First, let’s wrap our heads around statistical significance and what it means in the context of AI.
What is statistical significance?
In AI and ML, statistical significance is a measure of the confidence in the results of a machine learning model or experiment. It determines whether the observed differences or patterns in the data are because of chance or if they reflect a real underlying effect.
Statistical significance is also frequently employed in AI and ML to:
- Compare models: Statistical significance helps compare the performance of different models or algorithms to determine which one is better.
- Identify important features: Statistical significance is used to identify the most important features in a dataset that contribute to the model’s performance.
- Detect anomalies: Statistical significance helps detect anomalies or outliers in the data that may indicate errors or unusual patterns.
To determine statistical significance, hypothesis testing (see this post if you want to learn about hypothesis testing) is typically used, which involves comparing the observed data with what would be expected under a null hypothesis (the assumption that there is no real effect). The commonly used measure for statistical significance is referred to as “p-value”.It represents the probability of observing the result by chance.
- ≤ 0.05 shows statistical significance (the result is unlikely to occur by chance)
- 0.05 shows no statistical significance (the result may be because of chance)
Let’s see what all this means with an example. Let’s say you are designing a solution to classify customer inquiries into different categories (e.g., billing, technical support, feedback). We’ll compare the scenarios where the AI solution reaches statistical significance and where it doesn’t.
Scenario | Scenario 1: Reaching Statistical Significance | Scenario 2: Not Reaching Statistical Significance |
Experiment | We train an ML classifier on a dataset of 10,000 labeled customer inquiries and evaluate its performance on a test set of 2,000 inquiries. | We train a similar classification model on a smaller dataset of 1,000 labeled customer inquiries and evaluate its performance on a test set of 200 inquiries. |
Results | The model achieves an accuracy of 92% on the test set, with a p-value of 0.001. | The model achieves an accuracy of 85% on the test set, with a p-value of 0.12. |
Conclusion | The model is effective in classifying customer inquiries, as shown by statistically significant results. This means that the observed accuracy is unlikely to occur by chance, and we can be confident in the model’s performance. | The lack of statistical significance prevents us from concluding that the model effectively classifies customer inquiries. The observed accuracy might be because of chance, and we need to collect more data or refine the model to improve its performance. |
Decision-making | We can deploy the model with confidence. | We may need to refine the model or collect more data before deploying it. |
Finding the desired outcome in AI solutions often requires multiple experiments, with Scenario 2 being more prevalent than Scenario 1.

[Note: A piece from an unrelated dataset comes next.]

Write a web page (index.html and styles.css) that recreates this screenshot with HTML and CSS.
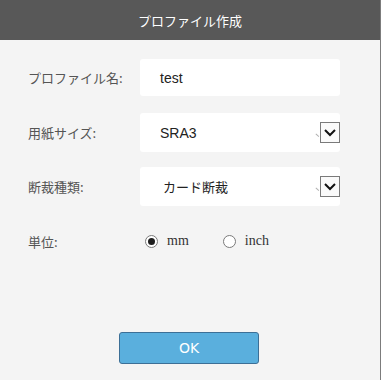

So what do you then do in order to iterate your way through to reach statistical significance?. Here are a couple of strategies you can adopt.
Revisit the problem:
- Re-examine your problem statement and objectives: Take a step back and revisit your problem statement, objectives, and key performance indicators (KPIs). Ensure that they are well-defined, measurable, and relevant to the problem you’re solving.
- Re-assess your problem’s complexity: Be honest with yourself: is the problem inherently complex, or are you tackling a problem that’s too ambitious?
- Pivot or adjust your goals: If the problem is too challenging, consider pivoting to a related problem or adjusting your goals to make them more achievable.
Reevaluate your data:
- Collect more data: Insufficient data for training and testing the models can sometimes lead to a lack of statistical significance, which can be resolved by gathering more data. Collecting more data or using data augmentation techniques can help improve the model’s performance.
- Data preprocessing and cleaning: Ensure that your data is clean, preprocessed, and free from errors or inconsistencies. This can help improve the model’s ability to learn from the data.
Tune your model(s):
- Feature engineering: Re-examine your feature set and consider adding or engineering new features that might be more informative or relevant to the problem. This can help the model learn more meaningful patterns.
- Model selection and hyperparameter tuning: Try different models or hyperparameter settings to see if they can improve performance. This might involve experimenting with different architectures, regularization techniques, or optimization algorithms.
- Model ensemble methods: Combine the predictions of multiple models to improve overall performance. This can help reduce overfitting and increase the robustness of the solution.
- Apply Early-stopping: Stop training models at the point when performance on a validation dataset starts to degrade. Implementing Early-stopping prevents overfitting and reduce the risk of over-training.
- Human-in-the-loop: Involve human experts or domain specialists to provide feedback, validate results, or even correct errors. This can help improve the model’s performance and ensure that it’s aligned with domain-specific knowledge.
Other considerations
- Re-evaluate your evaluation metrics: Consider whether your evaluation metrics are appropriate for the problem at hand. You might need to use alternative metrics that better capture the problem’s complexity.
- Consider alternative AI approaches: If you’re using a traditional machine learning approach, consider exploring alternative AI approaches, such as deep learning or reinforcement learning.